I used to think that the interesting issue was whether we should have a monarchy or not. But now I think that question is rather like, should we have pandas or not? Our current royal family doesn't have the difficulties in breeding that pandas do, but pandas and royal persons alike are expensive to conserve and ill-adapted to any modern environment. But aren't they interesting? Aren't they nice to look at? Some people find them endearing; some pity them for their precarious situation; everybody stares at them, and however airy the enclosure they inhabit, it's still a cage.
IV
The strongest argument for the monarchy these days is that it doesn't really matter, so why fix it.

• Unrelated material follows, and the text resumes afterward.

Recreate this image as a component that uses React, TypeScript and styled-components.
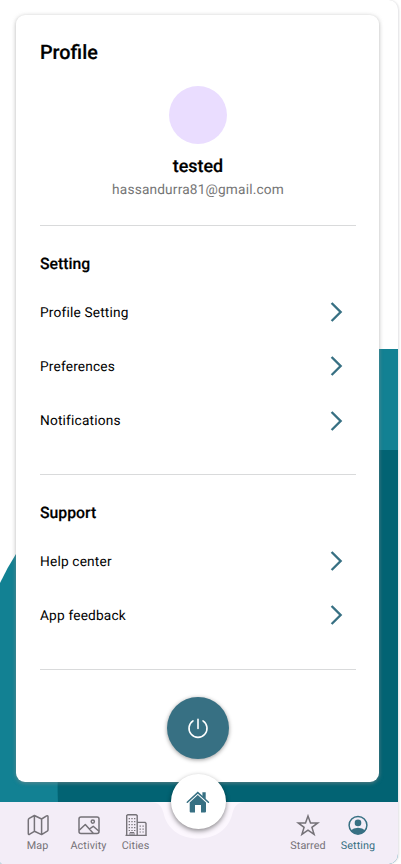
import React from "react";
import styled, { createGlobalStyle } from "styled-components";

const Global = createGlobalStyle`
  * { box-sizing: border-box; }
  body { margin: 0; background: #fff; font-family: Roboto, "Liberation Sans", sans-serif; text-rendering: geometricPrecision; }
`;

const PRIMARY = "#377083";

const Page = styled.div`
  position: relative;
  width: 401px;
  height: 864px;
  overflow: hidden;
  background: #fff;
`;
const Screen = styled.div`
  position: relative;
  width: 399px;
  height: 864px;
  overflow: hidden;
  border-right: 1px solid #e9e9eb;
  border-radius: 0 10px 10px 2px;
  box-shadow: 0 0 2px rgba(0, 0, 0, 0.15);
  display: flex;
  flex-direction: column;
`;
const Backdrop = styled.svg`
  position: absolute;
  inset: 0;
`;
const Card = styled.main`
  position: relative;
  width: 363px;
  height: 767px;
  margin: 15px 0 0 16px;
  padding: 25px 23px 0 24px;
  border-radius: 9px;
  background: #fff;
  box-shadow: 0 1px 4px rgba(140, 140, 140, 0.65);
  display: flex;
  flex-direction: column;
`;
const Title = styled.h1`
  margin: 0;
  font-size: 19.8px;
  font-weight: 500;
  line-height: 25px;
  -webkit-text-stroke: 0.2px #000;
`;
const Identity = styled.section`
  display: flex;
  flex-direction: column;
  align-items: center;
  height: 160px;
  padding-top: 21px;
`;
const Avatar = styled.div`
  width: 58px;
  height: 58px;
  border-radius: 50%;
  background: #eaddff;
`;
const Name = styled.div`
  margin-top: 12px;
  font-size: 17.9px;
  font-weight: 500;
  line-height: 22px;
  -webkit-text-stroke: 0.2px #000;
`;
const Email = styled.div`
  margin-top: 2px;
  font-size: 13.7px;
  line-height: 20px;
  letter-spacing: 0.17px;
  color: #757575;
`;
const Section = styled.section<{ $height: number }>`
  height: ${(p) => p.$height}px;
  border-top: 1px solid #d9dadb;
  padding-top: 28px;
`;
const Heading = styled.h2`
  margin: 0 0 11px;
  font-size: 15.8px;
  font-weight: 500;
  line-height: 20px;
  -webkit-text-stroke: 0.15px #000;
`;
const Row = styled.div`
  display: flex;
  align-items: center;
  justify-content: space-between;
  height: 54.3px;
  padding-right: 13px;
  font-size: 13.7px;
  line-height: 17px;
  letter-spacing: 0.18px;
  color: #000;
`;
const RowLabel = styled.span`
  padding-top: 2px;
`;
const Footer = styled.div`
  border-top: 1px solid #d9dadb;
  display: flex;
  justify-content: center;
  padding-top: 27px;
`;
const PowerButton = styled.button`
  width: 62px;
  height: 62px;
  padding: 0;
  border: 0;
  border-radius: 50%;
  background: ${PRIMARY};
  box-shadow: 0 1px 4px rgba(0, 0, 0, 0.4);
  display: grid;
  place-items: center;
`;
const Nav = styled.nav`
  position: relative;
  height: 62.4px;
  margin-top: 19.6px;
  background: #f3edf7;
  display: flex;
  justify-content: space-between;
  padding: 11.4px 15px 0 15px;
`;
const Notch = styled.svg`
  position: absolute;
  left: 145px;
  top: 0;
`;
const Tabs = styled.div`
  display: flex;
`;
const Tab = styled.div<{ $width: number; $active?: boolean }>`
  width: ${(p) => p.$width}px;
  display: flex;
  flex-direction: column;
  align-items: center;
  gap: 0.6px;
  color: ${(p) => (p.$active ? PRIMARY : "#757278")};
  font-size: 10.8px;
  line-height: 15px;
  letter-spacing: 0.08px;
  white-space: nowrap;
  svg { display: block; }
`;
const HomeButton = styled.button`
  position: absolute;
  left: 170.5px;
  top: -27.6px;
  width: 55px;
  height: 55px;
  padding: 0;
  border: 0;
  border-radius: 50%;
  background: #fff;
  box-shadow: 0 2px 5px rgba(0, 0, 0, 0.45);
  display: grid;
  place-items: center;
`;

const Chevron = () => (
  <svg width="13" height="20" viewBox="0 0 13 20" fill="none" stroke={PRIMARY} strokeWidth="2.4">
    <path d="M1.6 1 10.6 10 1.6 19" />
  </svg>
);
const PowerIcon = () => (
  <svg width="22" height="22" viewBox="0 0 22 22" fill="none" stroke="#fff" strokeWidth="1.6" strokeLinecap="round">
    <path d="M11 2.2v9.3M6 3.9a9 9 0 1 0 10 0" />
  </svg>
);
const HomeIcon = () => (
  <svg width="24" height="22" viewBox="0 0 24 22">
    <path d="M1.3 11.3 11.8 1.6 22.4 11.3" fill="none" stroke={PRIMARY} strokeWidth="1.5" strokeLinecap="round" />
    <path d="M16.4 1.2h3.3v7l-3.3-3z" fill={PRIMARY} />
    <path d="M3.7 11.5 11.8 4l8.2 7.5v8.9a1 1 0 0 1-1 1h-4v-7.3H9v7.3H4.7a1 1 0 0 1-1-1z" fill={PRIMARY} />
  </svg>
);
const line = { width: 24, height: 24, viewBox: "0 0 24 24", fill: "none", stroke: "currentColor", strokeLinejoin: "round" as const };
const MapIcon = () => (
  <svg {...line} strokeWidth="1.5">
    <path d="M2.3 6.9Q2.3 5.9 3.2 5.3L8.4 2.5 15.6 6 20.6 2.9Q22 2.3 22 3.8V16.7Q22 17.6 21.2 18.2L15.6 21.6 8.4 18.3 3.7 21.2Q2.3 21.8 2.3 20.4zM8.4 2.5v15.8M15.6 6v15.6" />
  </svg>
);
const PictureIcon = () => (
  <svg {...line} strokeWidth="1.5">
    <rect x="2" y="4" width="20" height="16.4" rx="2" />
    <circle cx="15.8" cy="8.6" r="1.6" />
    <path d="M2.2 17.3 8.3 11.5 16.2 20.2M12.4 16 16.2 13.3 22 18.2" />
  </svg>
);
const CityIcon = () => (
  <svg {...line} strokeWidth="1.4">
    <path d="M2.7 22.2V2.6l1-.8h8.5l1 .8v19.6M13.3 9.4h7.7l1 .8v12M1.5 22.4h21.3" />
    <path d="M5.3 5v13M8 5v13M10.7 5v13M16.2 12.4v7M19.1 12.4v7" strokeWidth="1.3" strokeDasharray="1.3 1.7" />
    <path d="M6 22.2v-2.7h4v2.7M8 19.5v2.7" strokeWidth="1" />
  </svg>
);
const StarIcon = () => (
  <svg {...line} strokeWidth="1.5" strokeLinejoin="miter">
    <path d="m12 2.9 2.5 7h7.3l-5.9 4.4 2.2 7.1-6.1-4.3-6.1 4.3 2.2-7.1-5.9-4.4h7.3z" />
  </svg>
);
const AccountIcon = () => (
  <svg width="24" height="24" viewBox="0 0 24 24">
    <circle cx="12" cy="12.3" r="8.9" fill="none" stroke={PRIMARY} strokeWidth="1.5" />
    <circle cx="12" cy="9.9" r="3.3" fill={PRIMARY} />
    <path d="M4.7 17.4Q7.4 14.8 12 14.8t7.3 2.6Q16.8 21 12 21t-7.3-3.6z" fill={PRIMARY} />
  </svg>
);

export default function App() {
  return (
    <Page>
      <Global />
      <Screen>
        <Backdrop width="398" height="864" viewBox="0 0 398 864">
          <path d="M0 583Q7 568 16 554L150 349H398V864H0z" fill="#128193" />
          <path d="M58 803Q50 650 200 450H398V803z" fill="#026373" />
        </Backdrop>
        <Card>
          <Title>Profile</Title>
          <Identity>
            <Avatar />
            <Name>tested</Name>
            <Email>hassandurra81@gmail.com</Email>
          </Identity>
          <Section $height={249}>
            <Heading>Setting</Heading>
            {["Profile Setting", "Preferences", "Notifications"].map((t) => (
              <Row key={t}><RowLabel>{t}</RowLabel><Chevron /></Row>
            ))}
          </Section>
          <Section $height={195}>
            <Heading>Support</Heading>
            {["Help center", "App feedback"].map((t) => (
              <Row key={t}><RowLabel>{t}</RowLabel><Chevron /></Row>
            ))}
          </Section>
          <Footer>
            <PowerButton aria-label="Log out"><PowerIcon /></PowerButton>
          </Footer>
        </Card>
        <Nav>
          <Notch width="106" height="38" viewBox="0 0 106 38">
            <path d="M5 0C14 0 16.5 4 18.5 11C22 27 35 36.5 53 36.5S84 27 87.5 11C89.5 4 92 0 101 0z" fill="#fcf7fe" />
          </Notch>
          <Tabs>
            <Tab $width={45}><MapIcon />Map</Tab>
            <Tab $width={57}><PictureIcon />Activity</Tab>
            <Tab $width={37}><CityIcon />Cities</Tab>
          </Tabs>
          <Tabs>
            <Tab $width={50}><StarIcon />Starred</Tab>
            <Tab $width={50} $active><AccountIcon />Setting</Tab>
          </Tabs>
          <HomeButton aria-label="Home"><HomeIcon /></HomeButton>
        </Nav>
      </Screen>
    </Page>
  );
}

I do not pretend that the British monarchy and its European cousins are a particularly urgent problem. Monarchy is an insidious parasitical institution, a tapeworm in the body politic, but unlike say climate change it isn't going anywhere. Its only real interest is in maintaining its present dispensation. While it is demeaning to be misrecognised as a subject, there are undoubtedly far more significant issues of political inequality to address, like poverty and hostility to immigrants (the ones who swear the oaths we don't have to). And, as America and various other republics demonstrate, it's not as if shutting down the monarchy will automatically create a more democratic equal society.
Nonetheless, at some point this excuse wears out. We've been waiting several hundred years to be treated like adults and free citizens – in Britain at least since the American rebellion in the name of English liberties and against English monarchy. A modern liberal state can do more than one thing at the same time. There are no good reasons to keep waiting.